The bipartisan bill, for lack of a better description of what still seems to be cocktail napkin scribblings, is a number—$579 billion in “new” spending—that was agreed to weeks ago, and nearly a trillion in total spending. Where it’s coming from and where it will be spent beyond the broad categories of infrastructure—water systems, highways, maybe transit, broadband—seems to continue to be in discussion. Details are scarce other than Republicans saying it’s too much public transportation.

Their argument, according to Pennsylvania Republican Sen. Pat Toomey, is that transit got plenty of COVID-19 relief money. “Nobody’s talking about cutting transit,” Toomey said Sunday. “The question is, how many tens of billions of dollars on top of the huge increase that they have already gotten is sufficient? And that’s where there is a little disagreement.”

That funding was to keep transit programs afloat during the pandemic, allowing them to essentially survive. New funding is necessary for public transit to meet future requirements. That’s where House Transportation Committee Chair Peter DeFazio—an Oregon Democrat—and 30 of his committee members come in. They’ve warned the Senate in a letter that they won’t accept less than the $715 billion in the infrastructure bill, which they have already passed.
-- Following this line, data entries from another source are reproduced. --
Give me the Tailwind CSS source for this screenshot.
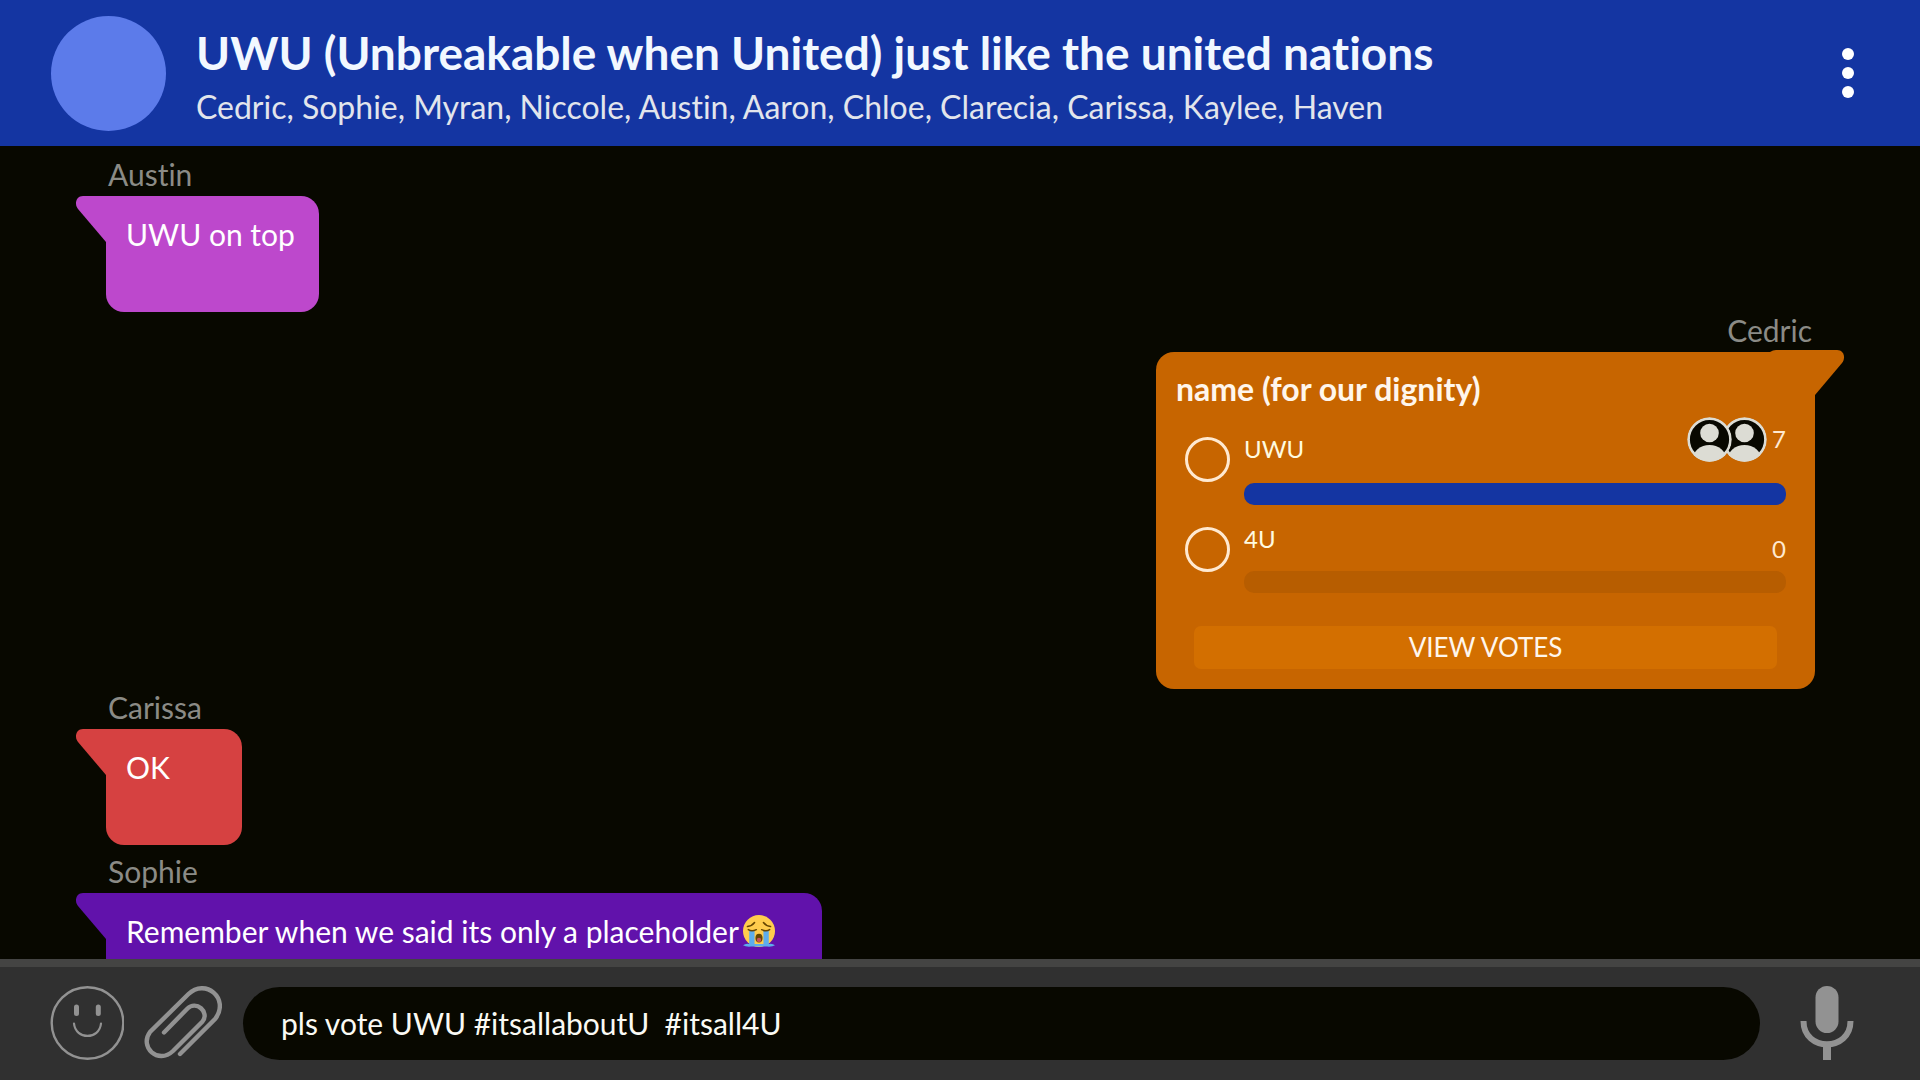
<!DOCTYPE html>
<html lang="en">
<head>
<meta charset="utf-8">
<title>UWU group chat</title>
<script src="https://cdn.jsdelivr.net/npm/@tailwindcss/browser@4"></script>
</head>
<body class="flex h-screen flex-col overflow-hidden bg-[#080800] font-['Lato',sans-serif] text-white [font-variant-ligatures:none]">
  <header class="flex h-[146px] shrink-0 items-center bg-[#1435a2] pr-[60px] pl-[51px]">
    <div class="size-[115px] shrink-0 rounded-full bg-[#5c7bea]"></div>
    <div class="ml-[30px] min-w-0 flex-1 pt-2 whitespace-nowrap">
      <h1 class="text-[46px] leading-[60px] font-bold text-[#f2f8ff]">UWU (Unbreakable when United) just like the united nations</h1>
      <p class="text-[32px] leading-[48px] text-[#e2e5ec]">Cedric, Sophie, Myran, Niccole, Austin, Aaron, Chloe, Clarecia, Carissa, Kaylee, Haven</p>
    </div>
    <button type="button" aria-label="Menu" class="flex w-6 flex-col items-center gap-[7px]">
      <span class="size-3 rounded-full bg-white"></span>
      <span class="size-3 rounded-full bg-white"></span>
      <span class="size-3 rounded-full bg-white"></span>
    </button>
  </header>

  <main class="min-h-0 flex-1 overflow-hidden pt-[10px] pr-[105px] pl-[106px]">
    <article class="flex flex-col items-start">
      <h2 class="mb-1 pl-[2px] text-[30px] leading-9 text-[#8b8b86]">Austin</h2>
      <div class="relative h-[116px] w-[213px] rounded-[18px] bg-[#bd48cc] px-5 pt-4 text-[30px] leading-[44px] whitespace-nowrap">
        <svg class="absolute top-0 -left-[30px] h-[46px] w-[60px] text-[#bd48cc]" viewBox="0 0 60 46" fill="currentColor"><path d="M7 0H60V46H30L2 13C-2 8 0 0 7 0Z"/></svg>
        <p class="relative">UWU on top</p>
      </div>
    </article>

    <article class="flex flex-col items-end">
      <h2 class="mb-1 pr-[3px] text-[30px] leading-9 text-[#8b8b86]">Cedric</h2>
      <form class="relative h-[337px] w-[659px] rounded-[18px] bg-[#c76500] pt-[15px] pr-[29px] pl-5">
        <svg class="absolute -top-[2px] -right-[30px] h-[46px] w-[75px] text-[#c76500]" viewBox="0 0 75 46" fill="currentColor"><path d="M0 2Q3 0 6 0H67C74 0 76 8 72 13L45 45H0Z"/></svg>
        <h3 class="relative text-[32px] leading-[44px] font-bold text-[#fff6ec]">name (for our dignity)</h3>
        <div class="mt-[6px] flex h-[90px] gap-[14px] pl-[9px]">
          <input id="uwu" type="radio" name="vote" class="mt-5 size-[45px] shrink-0 appearance-none rounded-full border-3 border-[#ffe9d0]">
          <div class="flex-1">
            <div class="flex h-[66px] justify-between">
              <label for="uwu" class="pt-[14px] text-[24px] leading-9 text-[#fffbe0]">UWU</label>
              <div class="flex items-start">
                <svg class="h-[45px] w-20" viewBox="0 0 80 45">
                  <defs>
                    <clipPath id="disc"><circle cx="22.500" cy="22.500" r="22.300"/></clipPath>
                    <g id="person" clip-path="url(#disc)">
                      <circle cx="22.500" cy="22.500" r="21" fill="#080800" stroke="#dcdcd4" stroke-width="2.800"/>
                      <circle cx="22.500" cy="16" r="9.300" fill="#dcdcd4"/>
                      <ellipse cx="22.500" cy="42" rx="16.500" ry="14" fill="#dcdcd4"/>
                    </g>
                  </defs>
                  <use href="#person" x="35"/>
                  <use href="#person"/>
                </svg>
                <span class="w-[19px] pt-1 text-right text-[24px] leading-9 text-[#ffe9d0]">7</span>
              </div>
            </div>
            <div class="h-[22px] rounded-[10px] bg-[#1435a2]"></div>
          </div>
        </div>
        <div class="flex h-[90px] gap-[14px] pl-[9px]">
          <input id="four" type="radio" name="vote" class="mt-5 size-[45px] shrink-0 appearance-none rounded-full border-3 border-[#ffe9d0]">
          <div class="flex-1">
            <div class="flex h-16 justify-between">
              <label for="four" class="pt-[14px] text-[24px] leading-9 text-[#fffbe0]">4U</label>
              <span class="pt-6 text-[24px] leading-9 text-[#ffe9d0]">0</span>
            </div>
            <div class="h-[22px] rounded-[10px] bg-[#b75d00]"></div>
          </div>
        </div>
        <button type="button" class="mt-[29px] ml-[18px] block h-[43px] w-[583px] rounded-[7px] bg-[#d36f00] text-[26px] leading-[43px] text-[#fff6ec]">VIEW VOTES</button>
      </form>
    </article>

    <article class="flex flex-col items-start">
      <h2 class="mb-1 pl-[2px] text-[30px] leading-9 text-[#8b8b86]">Carissa</h2>
      <div class="relative h-[116px] w-[136px] rounded-[18px] bg-[#d64141] px-5 pt-4 text-[30px] leading-[44px] whitespace-nowrap">
        <svg class="absolute top-0 -left-[30px] h-[46px] w-[60px] text-[#d64141]" viewBox="0 0 60 46" fill="currentColor"><path d="M7 0H60V46H30L2 13C-2 8 0 0 7 0Z"/></svg>
        <p class="relative">OK</p>
      </div>
    </article>

    <article class="mt-2 flex flex-col items-start">
      <h2 class="mb-1 pl-[2px] text-[30px] leading-9 text-[#8b8b86]">Sophie</h2>
      <div class="relative h-[116px] w-[716px] rounded-[18px] bg-[#6112ab] px-5 pt-4 text-[30px] leading-[44px] whitespace-nowrap">
        <svg class="absolute top-0 -left-[30px] h-[46px] w-[60px] text-[#6112ab]" viewBox="0 0 60 46" fill="currentColor"><path d="M7 0H60V46H30L2 13C-2 8 0 0 7 0Z"/></svg>
        <p class="relative flex items-center gap-1">Remember when we said its only a placeholder
          <svg class="size-8" viewBox="0 0 36 36" role="img" aria-label="Loudly crying">
            <circle cx="18" cy="18" r="18" fill="#ffcc4d"/>
            <path d="M0 34Q3 31.500 7 32.500H29Q33 31.500 36 34Q33 36 27 35.500H9Q3 36 0 34Z" fill="#5dadec"/>
            <path d="M7 17H13V35H7ZM23 17H29V35H23Z" fill="#5dadec"/>
            <ellipse cx="18" cy="26" rx="4" ry="5" fill="#664500"/>
            <ellipse cx="18" cy="28" rx="2.500" ry="2.500" fill="#c9525c"/>
            <path d="M6 16.500Q10 19 15 16.500M21 16.500Q26 19 30 16.500M5 13Q10 12.500 13 8.500M31 13Q26 12.500 23 8.500" fill="none" stroke="#664500" stroke-width="1.700" stroke-linecap="round"/>
          </svg>
        </p>
      </div>
    </article>
  </main>

  <footer class="flex h-[121px] shrink-0 items-center border-t-8 border-[#444443] bg-[#303030] pr-[66px] pb-[1px] pl-[50px] text-[#929292]">
    <button type="button" aria-label="Emoji">
      <svg class="size-[74px]" viewBox="0 0 74 74" fill="none" stroke="currentColor" stroke-linecap="round">
        <circle cx="37.500" cy="37" r="35.800" stroke-width="2.400"/>
        <path d="M26.500 21V27.500M48.300 21V27.500" stroke-width="5"/>
        <path d="M24 37.500C25.500 54 49.500 54 51 37.500" stroke-width="2.200"/>
      </svg>
    </button>
    <button type="button" aria-label="Attach" class="ml-5">
      <svg class="h-[74px] w-[78px]" viewBox="0 0 78 74" fill="none" stroke="currentColor" stroke-width="4.400" stroke-linecap="round">
        <path d="M20 46.500L43.500 22.500C52 14 66 26 58.500 35.500L29 65C14 79-5 61 6 46L44.500 8C61-8 86 12 71.500 32.500L36 68"/>
      </svg>
    </button>
    <input type="text" aria-label="Message" value="pls vote UWU #itsallaboutU  #itsall4U" class="ml-[21px] h-[73px] min-w-0 flex-1 rounded-full bg-[#080800] px-[38px] text-[30px] text-[#fafaf4] outline-none">
    <button type="button" aria-label="Record" class="ml-10">
      <svg class="h-[74px] w-[54px]" viewBox="0 0 54 74" fill="none" stroke="currentColor">
        <rect x="15.500" y="0" width="23" height="47" rx="11.500" fill="currentColor" stroke="none"/>
        <path d="M3.500 35C3.500 66 50.500 66 50.500 35" stroke-width="6"/>
        <path d="M27 57V74" stroke-width="8"/>
      </svg>
    </button>
  </footer>
</body>
</html>
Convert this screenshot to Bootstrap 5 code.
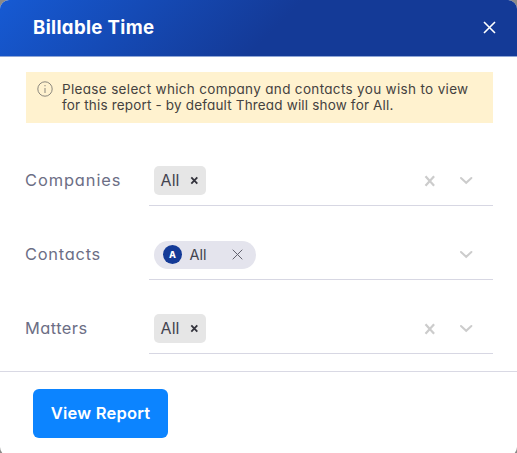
<!DOCTYPE html>
<html lang="en">
<head>
<meta charset="utf-8">
<meta name="viewport" content="width=device-width, initial-scale=1">
<title>Billable Time</title>
<link href="https://cdn.jsdelivr.net/npm/bootstrap@5.3.0/dist/css/bootstrap.min.css" rel="stylesheet">
<style>
html, body { height: 100%; }
body { background: #8a8a88; font-family: Inter, "Open Sans", sans-serif; font-feature-settings: "cv11"; color: #43434f; overflow: hidden; }
.dialog-box { width: 517px; height: 456px; border-radius: 9px; }
.dialog-head { height: 57px; padding: 0 20px 2px 33px; background: linear-gradient(135deg, #165ad3 0%, #143a97 53%, #143a97 100%); border-bottom: 1px solid #8fa6d6; }
.dialog-title { font-size: 18.6px; font-weight: 700; letter-spacing: .35px; line-height: 24px; }
.dialog-body { padding: 15px 24px 0 25px; height: 314px; }
.notice { height: 51px; margin-left: .5px; padding: 9px 0 0 11px; background: #fff2cf; font-size: 13.5px; line-height: 16px; gap: 9.5px; color: #45423f; }
.notice-line { white-space: nowrap; display: block; }
.n-one { letter-spacing: .33px; }
.n-two { letter-spacing: .17px; }
.field-label { width: 123.5px; font-size: 16.4px; color: #6c6e85; line-height: 25px; }
.l-companies { letter-spacing: .92px; }
.l-contacts { letter-spacing: .76px; }
.l-matters { letter-spacing: .45px; }
.field-row { height: 50px; margin-bottom: 24.2px; }
.field-list { padding-top: 33px; }
.field-control { border-bottom: 1px solid #d7d7e3; padding: 0 20px 0 5.5px; }
.chip { height: 29px; width: 52px; padding: 0 7px 1px 6.5px; background: #e6e6e6; border-radius: 5px; font-size: 16px; letter-spacing: .1px; }
.chip-round { height: 28px; width: 101.5px; padding: 0 12.5px 0 9px; background: #e4e4ed; border-radius: 14px; font-size: 14.5px; }
.initial { width: 19px; height: 19px; background: #143a97; font-size: 9px; font-weight: 800; margin-right: 7.5px; }
.clear-icon { margin-right: 23px; }
.dialog-foot { height: 85px; border-top: 1px solid #d9d9e4; padding: 17px 33px; }
.btn-report { --bs-btn-bg: #0c84ff; --bs-btn-color: #fff; --bs-btn-border-width: 0; --bs-btn-hover-bg: #0875e5; --bs-btn-hover-color: #fff; --bs-btn-border-radius: 6px; --bs-btn-padding-x: 0; width: 135px; height: 49px; font-size: 16.5px; font-weight: 600; letter-spacing: .22px; line-height: 22px; padding-bottom: 8px; }
svg { display: block; flex: none; fill: none; }
</style>
</head>
<body>
<main class="dialog-box bg-white overflow-hidden">
  <header class="dialog-head d-flex align-items-center justify-content-between text-white">
    <h1 class="dialog-title mb-0">Billable Time</h1>
    <svg width="15" height="15" viewBox="0 0 15 15" stroke="#fff" stroke-width="1.6"><path d="M2 2l11 11M13 2L2 13"/></svg>
  </header>
  <section class="dialog-body">
    <div class="notice d-flex">
      <svg width="16" height="16" viewBox="0 0 16 16" stroke="#8b877d"><circle cx="8" cy="8" r="7.2"/><path d="M8 7v5M8 4v1.3"/></svg>
      <div><span class="notice-line n-one">Please select which company and contacts you wish to view</span><span class="notice-line n-two">for this report - by default Thread will show for All.</span></div>
    </div>
    <div class="field-list">
      <div class="field-row d-flex">
        <div class="field-label l-companies pt-2 mt-1 flex-shrink-0">Companies</div>
        <div class="field-control d-flex align-items-center flex-grow-1">
          <div class="chip d-flex align-items-center justify-content-between">All<svg width="9" height="9" viewBox="0 0 9 9" stroke="#34343d" stroke-width="1.8"><path d="M1.3 1.3l6 6.4M7.3 1.3l-6 6.4"/></svg></div>
          <svg class="clear-icon ms-auto" width="12" height="12" viewBox="0 0 12 12" stroke="#ccc" stroke-width="2.2"><path d="M1.5 1.2l8.6 9.6M10.1 1.2L1.5 10.8"/></svg>
          <svg width="14" height="9" viewBox="0 0 14 9" stroke="#ccc" stroke-width="2" stroke-linecap="round"><path d="M2 2l5.2 4.8L12.4 2"/></svg>
        </div>
      </div>
      <div class="field-row d-flex">
        <div class="field-label l-contacts pt-2 mt-1 flex-shrink-0">Contacts</div>
        <div class="field-control d-flex align-items-center flex-grow-1">
          <div class="chip-round d-flex align-items-center"><span class="initial rounded-circle text-white d-flex align-items-center justify-content-center">A</span>All<svg class="ms-auto" width="11" height="11" viewBox="0 0 11 11" stroke="#62626e"><path d="M.7.7l9.6 9.6M10.3.7L.7 10.3"/></svg></div>
          <svg class="ms-auto" width="14" height="9" viewBox="0 0 14 9" stroke="#ccc" stroke-width="2" stroke-linecap="round"><path d="M2 2l5.2 4.8L12.4 2"/></svg>
        </div>
      </div>
      <div class="field-row d-flex mb-0">
        <div class="field-label l-matters pt-2 mt-1 flex-shrink-0">Matters</div>
        <div class="field-control d-flex align-items-center flex-grow-1">
          <div class="chip d-flex align-items-center justify-content-between">All<svg width="9" height="9" viewBox="0 0 9 9" stroke="#34343d" stroke-width="1.8"><path d="M1.3 1.3l6 6.4M7.3 1.3l-6 6.4"/></svg></div>
          <svg class="clear-icon ms-auto" width="12" height="12" viewBox="0 0 12 12" stroke="#ccc" stroke-width="2.2"><path d="M1.5 1.2l8.6 9.6M10.1 1.2L1.5 10.8"/></svg>
          <svg width="14" height="9" viewBox="0 0 14 9" stroke="#ccc" stroke-width="2" stroke-linecap="round"><path d="M2 2l5.2 4.8L12.4 2"/></svg>
        </div>
      </div>
    </div>
  </section>
  <footer class="dialog-foot"><button class="btn btn-report" type="button">View Report</button></footer>
</main>
<script src="https://cdn.jsdelivr.net/npm/bootstrap@5.3.0/dist/js/bootstrap.bundle.min.js"></script>
</body>
</html>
Public transportation groups agree. “The historical share for public transit from the Highway Trust Fund is 20%,” Paul Skoutelas, president of the American Public Transportation Association, said Sunday. “It is the absolute minimum acceptable level to help sustain our nation’s public transportation systems. It is imperative that we make robust, forward looking investments to modernize and expand public transit that will assist in our economic recovery from the COVID pandemic and get Americans back to work.”

As of Monday morning, Republicans are rejecting that global offer from Democrats, saying it “goes against” what had already been agreed to, but since anything they’ve already agreed to hasn’t been released to the public (if it has even been written down anywhere), no one outside the negotiations has any way of verifying that. A Republican source told Punchbowl News: “The ‘global offer’ we received from the White House and Chuck Schumer was discouraging since it attempts to reopen numerous issues the bipartisan group had already agreed to.”

In other words, when Collins said last Wednesday that they “are making tremendous progress, and I hope that the majority leader will reconsider and just delay the vote until Monday,” she was lying. Republicans insisted they had to have a bill before they could vote, even though last week’s vote was purely procedural, an agreement that eventually there would be a bill to consider on the floor. Collins insisted that they could have that much by Monday—today. They don’t. Surprise, surprise.